Task goal:
In the listing below, locate the line that contains "What React and" and the line that contains "cursor: pointer;". Restate word for word those two lines and every line between them, and nothing else.

Data listing:

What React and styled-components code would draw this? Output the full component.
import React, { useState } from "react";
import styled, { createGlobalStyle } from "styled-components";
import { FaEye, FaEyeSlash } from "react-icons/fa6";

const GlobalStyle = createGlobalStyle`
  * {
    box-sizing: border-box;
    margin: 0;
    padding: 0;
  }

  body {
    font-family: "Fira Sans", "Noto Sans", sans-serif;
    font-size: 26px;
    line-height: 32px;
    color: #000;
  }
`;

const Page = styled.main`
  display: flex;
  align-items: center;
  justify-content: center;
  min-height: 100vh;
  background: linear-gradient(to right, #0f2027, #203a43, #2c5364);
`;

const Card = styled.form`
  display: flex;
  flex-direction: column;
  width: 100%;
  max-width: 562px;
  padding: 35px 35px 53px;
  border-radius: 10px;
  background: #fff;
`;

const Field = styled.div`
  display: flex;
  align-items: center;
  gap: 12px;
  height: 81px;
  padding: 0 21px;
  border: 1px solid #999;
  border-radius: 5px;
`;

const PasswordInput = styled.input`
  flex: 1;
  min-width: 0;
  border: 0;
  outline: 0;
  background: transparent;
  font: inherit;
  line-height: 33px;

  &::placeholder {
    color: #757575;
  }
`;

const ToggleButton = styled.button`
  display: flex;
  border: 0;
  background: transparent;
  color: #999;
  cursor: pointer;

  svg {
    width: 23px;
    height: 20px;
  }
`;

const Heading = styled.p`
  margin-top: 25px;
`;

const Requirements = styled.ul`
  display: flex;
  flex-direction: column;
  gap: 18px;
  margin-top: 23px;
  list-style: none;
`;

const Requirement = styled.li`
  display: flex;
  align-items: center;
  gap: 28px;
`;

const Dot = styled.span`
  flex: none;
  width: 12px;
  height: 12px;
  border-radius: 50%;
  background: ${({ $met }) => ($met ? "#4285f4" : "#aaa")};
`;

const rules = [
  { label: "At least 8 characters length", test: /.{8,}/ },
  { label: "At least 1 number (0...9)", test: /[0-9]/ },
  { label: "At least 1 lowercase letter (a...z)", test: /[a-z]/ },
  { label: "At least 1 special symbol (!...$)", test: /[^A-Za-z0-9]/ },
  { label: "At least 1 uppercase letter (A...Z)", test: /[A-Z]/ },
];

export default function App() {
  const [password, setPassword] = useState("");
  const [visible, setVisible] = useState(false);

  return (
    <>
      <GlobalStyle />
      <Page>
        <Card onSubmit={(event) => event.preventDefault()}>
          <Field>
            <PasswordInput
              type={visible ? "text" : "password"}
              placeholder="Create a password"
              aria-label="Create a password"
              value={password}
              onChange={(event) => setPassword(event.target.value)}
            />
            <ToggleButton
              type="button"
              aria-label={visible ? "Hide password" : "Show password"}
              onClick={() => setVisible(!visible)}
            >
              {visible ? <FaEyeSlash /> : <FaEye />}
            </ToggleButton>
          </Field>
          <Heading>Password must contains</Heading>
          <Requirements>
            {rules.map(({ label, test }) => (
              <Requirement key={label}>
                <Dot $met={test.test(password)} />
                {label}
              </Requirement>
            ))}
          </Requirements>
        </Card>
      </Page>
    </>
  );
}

* * *

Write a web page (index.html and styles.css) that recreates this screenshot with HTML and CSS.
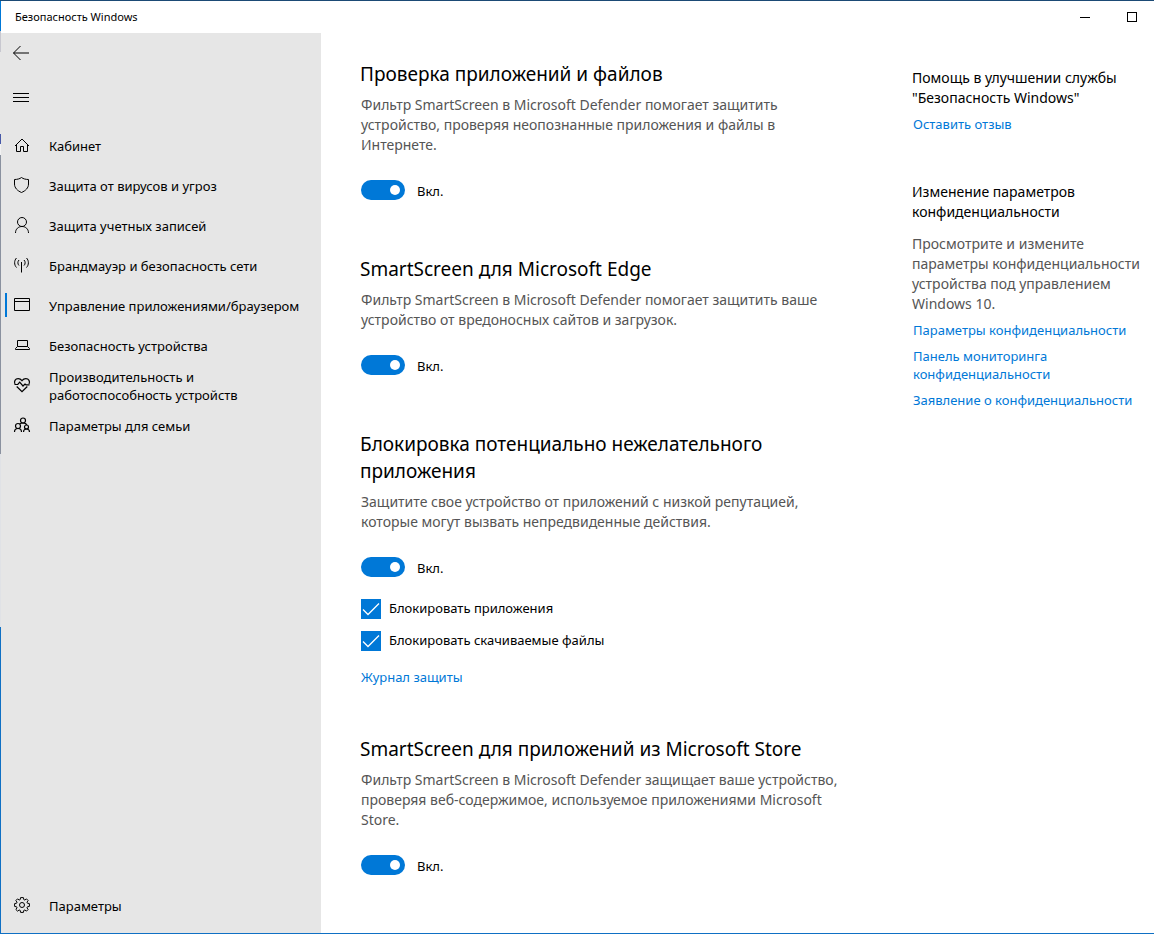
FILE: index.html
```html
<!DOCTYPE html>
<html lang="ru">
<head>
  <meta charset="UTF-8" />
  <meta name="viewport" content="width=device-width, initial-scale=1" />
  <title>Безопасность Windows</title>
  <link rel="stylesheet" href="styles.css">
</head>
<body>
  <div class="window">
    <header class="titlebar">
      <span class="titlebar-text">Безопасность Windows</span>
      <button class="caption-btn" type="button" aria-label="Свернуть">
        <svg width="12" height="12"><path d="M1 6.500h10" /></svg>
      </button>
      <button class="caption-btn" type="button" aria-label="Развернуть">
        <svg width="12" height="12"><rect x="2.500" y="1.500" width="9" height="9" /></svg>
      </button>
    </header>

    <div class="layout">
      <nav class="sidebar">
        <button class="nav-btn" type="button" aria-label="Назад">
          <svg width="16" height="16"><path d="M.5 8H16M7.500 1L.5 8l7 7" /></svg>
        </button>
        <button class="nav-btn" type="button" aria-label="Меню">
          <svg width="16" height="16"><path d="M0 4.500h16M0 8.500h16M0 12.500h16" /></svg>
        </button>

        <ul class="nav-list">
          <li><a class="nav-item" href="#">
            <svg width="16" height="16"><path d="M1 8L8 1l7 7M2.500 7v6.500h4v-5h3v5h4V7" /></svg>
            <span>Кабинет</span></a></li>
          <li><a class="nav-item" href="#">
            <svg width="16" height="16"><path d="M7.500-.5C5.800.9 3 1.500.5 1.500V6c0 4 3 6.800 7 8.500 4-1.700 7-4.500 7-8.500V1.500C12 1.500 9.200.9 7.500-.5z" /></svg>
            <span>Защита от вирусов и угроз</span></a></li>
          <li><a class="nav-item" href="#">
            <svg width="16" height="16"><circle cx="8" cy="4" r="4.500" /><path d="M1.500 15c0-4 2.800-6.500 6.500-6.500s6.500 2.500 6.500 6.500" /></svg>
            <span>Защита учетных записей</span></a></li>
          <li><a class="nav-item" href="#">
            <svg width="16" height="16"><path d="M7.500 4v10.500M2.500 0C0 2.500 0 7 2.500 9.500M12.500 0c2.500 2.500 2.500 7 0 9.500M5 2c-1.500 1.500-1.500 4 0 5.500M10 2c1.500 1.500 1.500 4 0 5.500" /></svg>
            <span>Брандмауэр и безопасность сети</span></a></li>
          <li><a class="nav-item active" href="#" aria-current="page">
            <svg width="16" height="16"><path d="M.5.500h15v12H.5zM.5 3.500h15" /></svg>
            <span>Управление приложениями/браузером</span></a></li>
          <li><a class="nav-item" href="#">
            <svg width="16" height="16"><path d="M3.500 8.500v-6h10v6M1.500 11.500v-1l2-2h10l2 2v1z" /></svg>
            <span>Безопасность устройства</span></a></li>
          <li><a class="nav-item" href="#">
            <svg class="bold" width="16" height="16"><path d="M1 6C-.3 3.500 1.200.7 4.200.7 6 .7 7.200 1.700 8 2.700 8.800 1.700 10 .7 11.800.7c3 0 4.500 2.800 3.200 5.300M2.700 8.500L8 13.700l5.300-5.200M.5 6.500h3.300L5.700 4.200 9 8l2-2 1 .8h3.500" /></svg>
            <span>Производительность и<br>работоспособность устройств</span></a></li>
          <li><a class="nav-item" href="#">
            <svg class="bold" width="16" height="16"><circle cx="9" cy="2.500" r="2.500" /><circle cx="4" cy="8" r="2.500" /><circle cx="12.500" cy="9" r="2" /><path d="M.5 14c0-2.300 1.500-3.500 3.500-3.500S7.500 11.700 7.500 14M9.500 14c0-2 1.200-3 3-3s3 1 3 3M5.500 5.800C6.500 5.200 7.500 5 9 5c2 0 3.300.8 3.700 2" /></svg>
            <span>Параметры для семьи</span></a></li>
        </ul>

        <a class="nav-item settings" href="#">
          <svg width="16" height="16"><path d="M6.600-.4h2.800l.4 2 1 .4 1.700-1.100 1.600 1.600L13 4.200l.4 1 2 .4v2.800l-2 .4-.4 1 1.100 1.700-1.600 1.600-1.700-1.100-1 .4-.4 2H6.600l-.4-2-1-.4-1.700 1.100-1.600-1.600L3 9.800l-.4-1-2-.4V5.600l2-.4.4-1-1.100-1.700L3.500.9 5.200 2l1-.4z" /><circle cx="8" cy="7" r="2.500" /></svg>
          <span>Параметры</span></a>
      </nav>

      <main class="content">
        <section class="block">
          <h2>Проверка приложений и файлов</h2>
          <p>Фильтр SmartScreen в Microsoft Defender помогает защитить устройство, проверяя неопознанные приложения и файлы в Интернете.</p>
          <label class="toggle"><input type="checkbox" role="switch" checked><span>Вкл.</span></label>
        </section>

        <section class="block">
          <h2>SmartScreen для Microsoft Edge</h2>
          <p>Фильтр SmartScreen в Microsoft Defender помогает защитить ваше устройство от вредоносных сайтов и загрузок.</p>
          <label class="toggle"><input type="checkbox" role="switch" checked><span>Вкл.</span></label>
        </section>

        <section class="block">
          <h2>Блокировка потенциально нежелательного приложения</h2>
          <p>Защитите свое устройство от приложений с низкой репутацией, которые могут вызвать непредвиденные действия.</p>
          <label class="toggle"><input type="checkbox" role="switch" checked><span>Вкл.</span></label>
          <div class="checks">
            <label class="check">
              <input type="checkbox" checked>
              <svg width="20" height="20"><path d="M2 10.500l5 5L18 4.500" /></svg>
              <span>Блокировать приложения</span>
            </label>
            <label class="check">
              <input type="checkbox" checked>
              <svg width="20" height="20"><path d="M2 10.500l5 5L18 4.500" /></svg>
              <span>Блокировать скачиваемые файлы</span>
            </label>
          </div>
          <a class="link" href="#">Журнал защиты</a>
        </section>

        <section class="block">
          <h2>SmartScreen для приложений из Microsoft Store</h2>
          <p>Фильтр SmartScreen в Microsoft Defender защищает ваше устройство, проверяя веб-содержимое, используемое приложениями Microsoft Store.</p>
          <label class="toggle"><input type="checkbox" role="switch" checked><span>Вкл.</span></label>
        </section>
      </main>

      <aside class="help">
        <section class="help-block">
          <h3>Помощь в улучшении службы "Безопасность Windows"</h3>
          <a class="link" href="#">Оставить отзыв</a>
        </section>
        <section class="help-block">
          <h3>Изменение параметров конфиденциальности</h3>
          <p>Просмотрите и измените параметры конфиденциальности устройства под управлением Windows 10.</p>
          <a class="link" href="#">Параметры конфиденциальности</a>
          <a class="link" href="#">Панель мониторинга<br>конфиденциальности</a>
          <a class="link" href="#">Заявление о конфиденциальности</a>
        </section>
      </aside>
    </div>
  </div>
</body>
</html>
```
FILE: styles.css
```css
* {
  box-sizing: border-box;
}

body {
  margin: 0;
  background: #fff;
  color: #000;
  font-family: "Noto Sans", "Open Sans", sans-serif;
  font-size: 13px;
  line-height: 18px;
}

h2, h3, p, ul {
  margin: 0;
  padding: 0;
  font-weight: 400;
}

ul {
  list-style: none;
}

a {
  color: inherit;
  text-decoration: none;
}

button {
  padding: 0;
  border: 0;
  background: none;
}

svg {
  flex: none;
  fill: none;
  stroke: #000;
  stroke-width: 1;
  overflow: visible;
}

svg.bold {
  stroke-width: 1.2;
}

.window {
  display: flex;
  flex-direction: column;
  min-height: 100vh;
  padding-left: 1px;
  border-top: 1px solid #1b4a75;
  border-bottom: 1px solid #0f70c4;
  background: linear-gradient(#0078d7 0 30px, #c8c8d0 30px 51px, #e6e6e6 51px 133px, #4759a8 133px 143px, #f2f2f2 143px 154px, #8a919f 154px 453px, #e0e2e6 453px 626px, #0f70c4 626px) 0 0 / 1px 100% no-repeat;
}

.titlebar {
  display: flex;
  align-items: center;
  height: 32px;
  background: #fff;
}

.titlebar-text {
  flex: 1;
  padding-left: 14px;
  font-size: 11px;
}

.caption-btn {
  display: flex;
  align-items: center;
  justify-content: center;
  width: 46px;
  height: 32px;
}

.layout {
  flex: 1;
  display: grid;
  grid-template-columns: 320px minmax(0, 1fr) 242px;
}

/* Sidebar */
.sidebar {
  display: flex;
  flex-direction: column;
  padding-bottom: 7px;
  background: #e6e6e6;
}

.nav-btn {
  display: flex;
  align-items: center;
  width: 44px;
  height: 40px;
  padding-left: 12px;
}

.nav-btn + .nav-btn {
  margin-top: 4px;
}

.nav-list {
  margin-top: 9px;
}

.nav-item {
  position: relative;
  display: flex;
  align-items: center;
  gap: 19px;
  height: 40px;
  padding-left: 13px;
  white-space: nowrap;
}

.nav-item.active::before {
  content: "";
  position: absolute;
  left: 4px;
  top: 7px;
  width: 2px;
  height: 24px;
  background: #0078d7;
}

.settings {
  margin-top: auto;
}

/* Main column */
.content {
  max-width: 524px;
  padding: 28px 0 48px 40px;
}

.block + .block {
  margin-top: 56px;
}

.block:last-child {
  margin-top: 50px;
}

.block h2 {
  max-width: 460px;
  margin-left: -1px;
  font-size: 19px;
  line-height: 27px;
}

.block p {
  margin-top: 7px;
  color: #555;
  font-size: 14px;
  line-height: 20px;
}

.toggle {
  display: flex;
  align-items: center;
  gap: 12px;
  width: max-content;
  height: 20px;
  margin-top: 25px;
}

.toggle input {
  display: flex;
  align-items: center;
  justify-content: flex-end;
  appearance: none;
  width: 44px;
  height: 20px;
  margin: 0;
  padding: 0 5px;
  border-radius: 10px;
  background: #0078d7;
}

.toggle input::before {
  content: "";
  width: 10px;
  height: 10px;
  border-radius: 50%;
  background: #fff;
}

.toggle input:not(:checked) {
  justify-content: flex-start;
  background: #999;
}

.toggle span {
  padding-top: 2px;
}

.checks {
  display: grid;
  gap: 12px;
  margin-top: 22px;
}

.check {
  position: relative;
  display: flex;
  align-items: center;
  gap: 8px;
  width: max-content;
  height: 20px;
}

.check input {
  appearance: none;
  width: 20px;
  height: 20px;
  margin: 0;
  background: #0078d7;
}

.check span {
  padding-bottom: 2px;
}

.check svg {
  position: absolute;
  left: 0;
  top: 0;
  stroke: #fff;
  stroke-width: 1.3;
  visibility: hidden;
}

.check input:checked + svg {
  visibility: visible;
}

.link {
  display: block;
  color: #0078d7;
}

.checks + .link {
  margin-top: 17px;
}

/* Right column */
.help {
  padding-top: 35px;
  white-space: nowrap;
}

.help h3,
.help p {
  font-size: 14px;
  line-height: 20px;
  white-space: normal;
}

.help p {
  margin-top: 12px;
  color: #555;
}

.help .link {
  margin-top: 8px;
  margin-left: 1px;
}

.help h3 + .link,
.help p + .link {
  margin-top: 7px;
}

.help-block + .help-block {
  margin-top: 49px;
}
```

Written answer:
What React and styled-components code would draw this? Output the full component.
import React, { useState } from "react";
import styled, { createGlobalStyle } from "styled-components";
import { FaEye, FaEyeSlash } from "react-icons/fa6";

const GlobalStyle = createGlobalStyle`
  * {
    box-sizing: border-box;
    margin: 0;
    padding: 0;
  }

  body {
    font-family: "Fira Sans", "Noto Sans", sans-serif;
    font-size: 26px;
    line-height: 32px;
    color: #000;
  }
`;

const Page = styled.main`
  display: flex;
  align-items: center;
  justify-content: center;
  min-height: 100vh;
  background: linear-gradient(to right, #0f2027, #203a43, #2c5364);
`;

const Card = styled.form`
  display: flex;
  flex-direction: column;
  width: 100%;
  max-width: 562px;
  padding: 35px 35px 53px;
  border-radius: 10px;
  background: #fff;
`;

const Field = styled.div`
  display: flex;
  align-items: center;
  gap: 12px;
  height: 81px;
  padding: 0 21px;
  border: 1px solid #999;
  border-radius: 5px;
`;

const PasswordInput = styled.input`
  flex: 1;
  min-width: 0;
  border: 0;
  outline: 0;
  background: transparent;
  font: inherit;
  line-height: 33px;

  &::placeholder {
    color: #757575;
  }
`;

const ToggleButton = styled.button`
  display: flex;
  border: 0;
  background: transparent;
  color: #999;
  cursor: pointer;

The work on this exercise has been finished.